Widow Lucinda R. (Wheeler) Gutterson

      Lucinda R. Wheeler (1817-1896) and Eli Sawtelle Gutterson (1818-1863, born in Milford), a farmer, wed in Dec. 1842. Initially they lived in Amherst, then Milford (1850 census) where their son was born; then Abingdon, Mass. From April 1856 to 1860, Gutterson owned the farm at 302 Route 101 (aka 2 Schoolhouse Road, NW corner of junction) and therefore his name is on 1858 map as owner of that house, but he remained a non-resident during this time. Gutterson’s lasting contribution to the town was that in March 1858 he sold off a parcel on Schoolhouse Road for District 7 Schoolhouse. The Guttersons returned to Amherst after the death of Lucinda’s father, John Nevins Wheeler, in Nov. 1859, living with Lucinda’s widowed mother (by Baboosic Lake, perhaps lot that is now 12 Broadway).

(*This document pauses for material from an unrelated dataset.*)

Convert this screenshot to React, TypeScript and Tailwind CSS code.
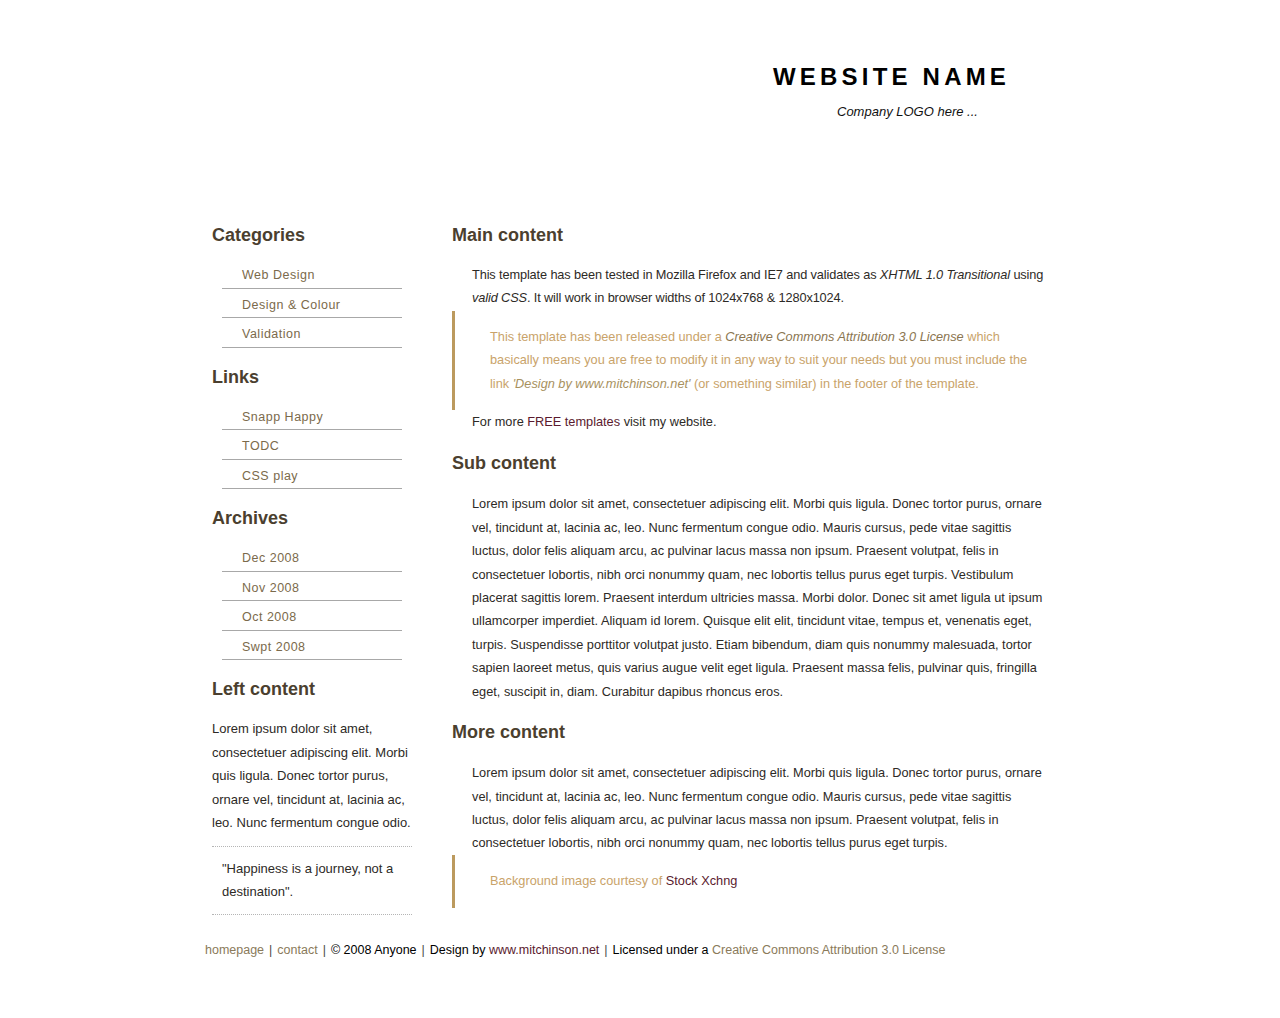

Eli enlisted in 1862; returned home in Feb. 1863 with chronic diarrhea; and Lucinda was widowed in May 1863. Their son Edwin married in 1867 when he was 21, and moved to Mont Vernon where he was a farm laborer.

      In Sep. 1869, at age 51, Civil War widow Lucinda Gutterson was remarried, to a 50-year-old farmer and with her teen daughter joined her new husband and his teen son in Londonderry, where her elderly mother later joined them too.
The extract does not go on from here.